_WHAT TO PRODUCE_
Reproduce all of the material exactly as shown.

_GIVEN INFORMATION_

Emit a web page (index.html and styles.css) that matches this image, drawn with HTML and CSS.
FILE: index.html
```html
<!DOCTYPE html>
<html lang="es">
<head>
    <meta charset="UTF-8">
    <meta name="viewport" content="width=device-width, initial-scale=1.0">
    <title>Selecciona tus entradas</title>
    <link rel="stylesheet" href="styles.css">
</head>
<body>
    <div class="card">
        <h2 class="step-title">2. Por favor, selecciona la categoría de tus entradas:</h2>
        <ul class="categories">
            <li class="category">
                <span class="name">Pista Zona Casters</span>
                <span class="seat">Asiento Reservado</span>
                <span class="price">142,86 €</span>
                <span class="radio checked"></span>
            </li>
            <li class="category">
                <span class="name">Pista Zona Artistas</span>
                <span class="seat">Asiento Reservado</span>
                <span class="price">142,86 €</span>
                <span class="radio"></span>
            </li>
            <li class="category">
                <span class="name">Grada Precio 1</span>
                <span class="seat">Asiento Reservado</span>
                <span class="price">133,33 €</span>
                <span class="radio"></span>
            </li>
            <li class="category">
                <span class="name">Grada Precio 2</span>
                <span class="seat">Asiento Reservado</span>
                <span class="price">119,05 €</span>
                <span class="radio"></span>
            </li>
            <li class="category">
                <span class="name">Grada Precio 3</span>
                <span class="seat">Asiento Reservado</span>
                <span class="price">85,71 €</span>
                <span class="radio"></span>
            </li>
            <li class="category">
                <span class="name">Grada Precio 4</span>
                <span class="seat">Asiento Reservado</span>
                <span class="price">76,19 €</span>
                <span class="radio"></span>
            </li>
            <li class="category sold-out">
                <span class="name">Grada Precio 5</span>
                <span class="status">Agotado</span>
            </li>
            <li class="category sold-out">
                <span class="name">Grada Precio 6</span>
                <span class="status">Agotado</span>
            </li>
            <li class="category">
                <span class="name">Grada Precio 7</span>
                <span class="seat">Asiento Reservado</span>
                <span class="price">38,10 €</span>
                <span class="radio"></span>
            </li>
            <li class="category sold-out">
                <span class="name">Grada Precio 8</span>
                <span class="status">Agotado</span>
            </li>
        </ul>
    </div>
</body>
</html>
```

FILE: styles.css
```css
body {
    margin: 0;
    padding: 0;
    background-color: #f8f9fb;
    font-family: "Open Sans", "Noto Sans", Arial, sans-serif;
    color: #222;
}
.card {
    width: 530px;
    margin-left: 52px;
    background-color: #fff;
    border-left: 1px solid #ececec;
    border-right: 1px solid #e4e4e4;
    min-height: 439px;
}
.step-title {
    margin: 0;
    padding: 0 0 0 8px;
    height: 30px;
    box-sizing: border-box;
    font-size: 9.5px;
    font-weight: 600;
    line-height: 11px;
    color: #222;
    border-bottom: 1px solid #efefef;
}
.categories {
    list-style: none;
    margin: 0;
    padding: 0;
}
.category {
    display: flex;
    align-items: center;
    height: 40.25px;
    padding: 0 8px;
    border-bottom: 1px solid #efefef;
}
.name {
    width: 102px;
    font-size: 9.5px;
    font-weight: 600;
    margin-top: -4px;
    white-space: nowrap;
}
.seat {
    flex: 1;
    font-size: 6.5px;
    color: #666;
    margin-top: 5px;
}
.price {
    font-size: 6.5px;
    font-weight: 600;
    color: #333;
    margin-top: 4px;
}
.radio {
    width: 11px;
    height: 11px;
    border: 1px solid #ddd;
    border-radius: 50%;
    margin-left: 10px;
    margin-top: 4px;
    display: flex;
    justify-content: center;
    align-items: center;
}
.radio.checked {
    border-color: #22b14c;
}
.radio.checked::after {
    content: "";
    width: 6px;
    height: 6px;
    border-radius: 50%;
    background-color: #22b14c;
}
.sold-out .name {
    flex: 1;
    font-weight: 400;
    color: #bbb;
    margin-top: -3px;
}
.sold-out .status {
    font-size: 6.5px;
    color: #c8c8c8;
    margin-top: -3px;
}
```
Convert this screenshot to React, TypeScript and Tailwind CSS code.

_OUTPUT FOR THIS EXERCISE_
Emit a web page (index.html and styles.css) that matches this image, drawn with HTML and CSS.
FILE: index.html
```html
<!DOCTYPE html>
<html lang="es">
<head>
    <meta charset="UTF-8">
    <meta name="viewport" content="width=device-width, initial-scale=1.0">
    <title>Selecciona tus entradas</title>
    <link rel="stylesheet" href="styles.css">
</head>
<body>
    <div class="card">
        <h2 class="step-title">2. Por favor, selecciona la categoría de tus entradas:</h2>
        <ul class="categories">
            <li class="category">
                <span class="name">Pista Zona Casters</span>
                <span class="seat">Asiento Reservado</span>
                <span class="price">142,86 €</span>
                <span class="radio checked"></span>
            </li>
            <li class="category">
                <span class="name">Pista Zona Artistas</span>
                <span class="seat">Asiento Reservado</span>
                <span class="price">142,86 €</span>
                <span class="radio"></span>
            </li>
            <li class="category">
                <span class="name">Grada Precio 1</span>
                <span class="seat">Asiento Reservado</span>
                <span class="price">133,33 €</span>
                <span class="radio"></span>
            </li>
            <li class="category">
                <span class="name">Grada Precio 2</span>
                <span class="seat">Asiento Reservado</span>
                <span class="price">119,05 €</span>
                <span class="radio"></span>
            </li>
            <li class="category">
                <span class="name">Grada Precio 3</span>
                <span class="seat">Asiento Reservado</span>
                <span class="price">85,71 €</span>
                <span class="radio"></span>
            </li>
            <li class="category">
                <span class="name">Grada Precio 4</span>
                <span class="seat">Asiento Reservado</span>
                <span class="price">76,19 €</span>
                <span class="radio"></span>
            </li>
            <li class="category sold-out">
                <span class="name">Grada Precio 5</span>
                <span class="status">Agotado</span>
            </li>
            <li class="category sold-out">
                <span class="name">Grada Precio 6</span>
                <span class="status">Agotado</span>
            </li>
            <li class="category">
                <span class="name">Grada Precio 7</span>
                <span class="seat">Asiento Reservado</span>
                <span class="price">38,10 €</span>
                <span class="radio"></span>
            </li>
            <li class="category sold-out">
                <span class="name">Grada Precio 8</span>
                <span class="status">Agotado</span>
            </li>
        </ul>
    </div>
</body>
</html>
```

FILE: styles.css
```css
body {
    margin: 0;
    padding: 0;
    background-color: #f8f9fb;
    font-family: "Open Sans", "Noto Sans", Arial, sans-serif;
    color: #222;
}
.card {
    width: 530px;
    margin-left: 52px;
    background-color: #fff;
    border-left: 1px solid #ececec;
    border-right: 1px solid #e4e4e4;
    min-height: 439px;
}
.step-title {
    margin: 0;
    padding: 0 0 0 8px;
    height: 30px;
    box-sizing: border-box;
    font-size: 9.5px;
    font-weight: 600;
    line-height: 11px;
    color: #222;
    border-bottom: 1px solid #efefef;
}
.categories {
    list-style: none;
    margin: 0;
    padding: 0;
}
.category {
    display: flex;
    align-items: center;
    height: 40.25px;
    padding: 0 8px;
    border-bottom: 1px solid #efefef;
}
.name {
    width: 102px;
    font-size: 9.5px;
    font-weight: 600;
    margin-top: -4px;
    white-space: nowrap;
}
.seat {
    flex: 1;
    font-size: 6.5px;
    color: #666;
    margin-top: 5px;
}
.price {
    font-size: 6.5px;
    font-weight: 600;
    color: #333;
    margin-top: 4px;
}
.radio {
    width: 11px;
    height: 11px;
    border: 1px solid #ddd;
    border-radius: 50%;
    margin-left: 10px;
    margin-top: 4px;
    display: flex;
    justify-content: center;
    align-items: center;
}
.radio.checked {
    border-color: #22b14c;
}
.radio.checked::after {
    content: "";
    width: 6px;
    height: 6px;
    border-radius: 50%;
    background-color: #22b14c;
}
.sold-out .name {
    flex: 1;
    font-weight: 400;
    color: #bbb;
    margin-top: -3px;
}
.sold-out .status {
    font-size: 6.5px;
    color: #c8c8c8;
    margin-top: -3px;
}
```
Convert this screenshot to React, TypeScript and Tailwind CSS code.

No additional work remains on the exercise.